Elements of psychotherapy: part 2

UnknownChange, resistance and loss

 

In my previous post I wrote about the various factors that I believe make up psychotherapy and their contribution to its success.

Successful therapy is a subjective concept and hard to measure, it depends on what people say about how they feel.  Often, people come to therapy because they want to feel good and therapy can help in achieving that. Aside from feeling good, therapy has another purpose, to help people bring about change and to a degree, change can be measured more objectively.

Different therapy approaches consider change in different ways, some settle for new or increased awareness and others actively encourage new behaviours. In all instances, whether it is about accepting our reality as is or working towards a new one, therapy is about change. And change often means loss.

Yet, as much as we may want to change, we invest a lot of energy in maintaining our current state because what we do now, despite how dissatisfying it may be, is familiar and therefore safer.  Any attempt at giving up a familiar behaviour is often accompanied by a sense of loss of our core beliefs of who we are. This means that we enter therapy conflicted and with some resistance, not always knowing why.

Resistance to change can be an important element in therapy because it is relational.  Traditionally, resistance has been considered as something clients do when they are in therapy, but, resistance is something that two (or more) people do, one person cannot resist if nothing pushes back.
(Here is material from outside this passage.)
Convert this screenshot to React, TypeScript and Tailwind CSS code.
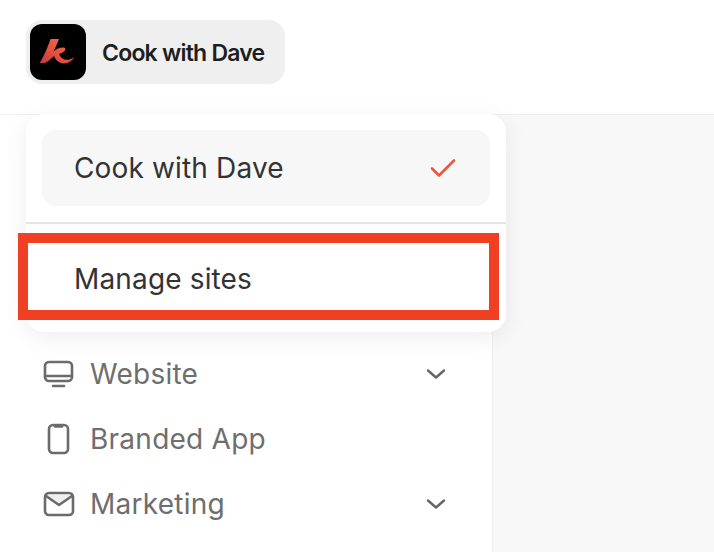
import React from "react";

const Chevron = () => (
  <svg width="20" height="12" viewBox="0 0 20 12" fill="none" stroke="#666666" strokeWidth="2.4" strokeLinecap="round" strokeLinejoin="round">
    <path d="M2 2.5 L10 9.5 L18 2.5" />
  </svg>
);

const Logo = () => (
  <div className="w-14 h-14 rounded-[12px] bg-black flex items-center justify-center shrink-0">
    <svg width="56" height="56" viewBox="0 0 56 56">
      <defs>
        <linearGradient id="lg" x1="0" y1="1" x2="1" y2="0">
          <stop offset="0" stopColor="#b8384a" />
          <stop offset="0.5" stopColor="#e8553f" />
          <stop offset="1" stopColor="#f4705a" />
        </linearGradient>
      </defs>
      <path d="M20.500 15 L29 15 C27 20 25 24.500 23.500 27.500 C26 25 30 23.500 33 23.500 C35.500 23.500 36 25.500 34.500 27 C33 28.500 30.500 29.500 29 30 C30.500 33 32.500 35.500 36 35.800 C39 36 42 35 44 33 C42.500 36.500 38.500 39.500 33.500 39.500 C28.500 39.500 25.500 35.500 24 32 C21.500 34.500 18.500 37 15 39 L9.500 39 C13 34 17.500 24 20.500 15 Z" fill="url(#lg)" />
    </svg>
  </div>
);

const NavRow = ({ icon, label, chevron }: { icon: React.ReactNode; label: string; chevron?: boolean }) => (
  <div className="flex items-center h-[65px] pl-[42px] pr-[46px]">
    <div className="w-[33px] flex justify-center shrink-0">{icon}</div>
    <span className="ml-[15px] flex-1 text-[28px] tracking-[0.25px] text-[#6e6e6e]">{label}</span>
    {chevron && <Chevron />}
  </div>
);

export default function App() {
  return (
    <div className="relative w-[714px] h-[552px] overflow-hidden bg-white flex flex-col font-[Inter,sans-serif]">
      <header className="h-[115px] shrink-0 border-b border-[#efefef] pt-5 pl-[26px]">
        <div className="inline-flex items-center h-16 w-[259px] rounded-[16px] bg-[#efefef] pl-1">
          <Logo />
          <span className="ml-4 mt-0.5 text-[23px] font-semibold tracking-[-0.78px] text-[#1e1e1e]">Cook with Dave</span>
        </div>
      </header>
      <div className="flex flex-1 min-h-0">
        <aside className="w-[493px] shrink-0 border-r border-[#efefef] bg-white pt-[226px]">
          <NavRow
            label="Website"
            chevron
            icon={
              <svg width="32" height="28" viewBox="0 0 32 28" fill="none" stroke="#6b6b6b" strokeWidth="2.6" strokeLinecap="round" strokeLinejoin="round">
                <rect x="2" y="2" width="27" height="19" rx="4" />
                <path d="M2 16 H29" />
                <path d="M10 26 H21" />
              </svg>
            }
          />
          <NavRow
            label="Branded App"
            icon={
              <svg width="23" height="32" viewBox="0 0 23 32" fill="none" stroke="#6b6b6b" strokeWidth="2.6" strokeLinecap="round" strokeLinejoin="round">
                <rect x="2" y="2" width="19" height="28" rx="4" />
                <path d="M8 3.500 H15" />
              </svg>
            }
          />
          <NavRow
            label="Marketing"
            chevron
            icon={
              <svg width="32" height="26" viewBox="0 0 32 26" fill="none" stroke="#6b6b6b" strokeWidth="2.6" strokeLinecap="round" strokeLinejoin="round">
                <path d="M3 4 L16 14 L29 4" fill="#efefef" stroke="none" />
                <rect x="2" y="2" width="28" height="22" rx="4" />
                <path d="M3 5 L16 14 L29 5" />
              </svg>
            }
          />
        </aside>
        <main className="flex-1 bg-[#f8f8f8]" />
      </div>

      <div className="absolute left-[26px] top-[114px] w-[480px] h-[218px] rounded-[18px] bg-white shadow-[0_6px_24px_rgba(0,0,0,0.07)] flex flex-col">
        <div className="px-4 pt-4 pb-4 border-b-2 border-[#e6e6e6]">
          <div className="h-[76px] rounded-[14px] bg-[#f7f7f7] flex items-center justify-between pl-[32px] pr-[34px]">
            <span className="text-[28px] tracking-[0.15px] text-[#333333]">Cook with Dave</span>
            <svg width="26" height="20" viewBox="0 0 26 20" fill="none" stroke="#f0553c" strokeWidth="2.6" strokeLinecap="round" strokeLinejoin="round">
              <path d="M2 10.500 L9 17.500 L24 2.500" />
            </svg>
          </div>
        </div>
        <div className="flex-1 flex items-start pl-[48px] pt-[35px]">
          <span className="text-[28px] leading-[40px] tracking-[0.15px] text-[#333333]">Manage sites</span>
        </div>
      </div>

      <div className="absolute left-[18px] top-[233px] w-[481px] h-[87px] border-[10px] border-[#ef4023]" />
    </div>
  );
}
The dynamics of resisting and being resisted have the potential for growth because they offer us the opportunity to form boundaries and have clearer ideas of what we accept and what we don’t.

Apart from supporting the formation of boundaries, when we resist we also become aware of what we may lose.  With increased awareness, a gap opens up between old versions and a new and “improved” version of ourselves, this gap I believe creates tension.  It can be very tempting to just undo the tension and go back to old habits.

Thus, therapy can become the dialogue between the dissatisfied and the disappointing parts of who we are, what we have lost and who we can become. What is required for growth is to understand that resistance is a point of contact and a dialogue worth taking part in.

Realising its inescapable nature we can see change not as the end of the road but the close embrace of the essence of who we had hoped to be and who we are. It seems that much of our dissatisfaction with life stems from our wish for the present moment to conform better to the expectations we set for it in the past.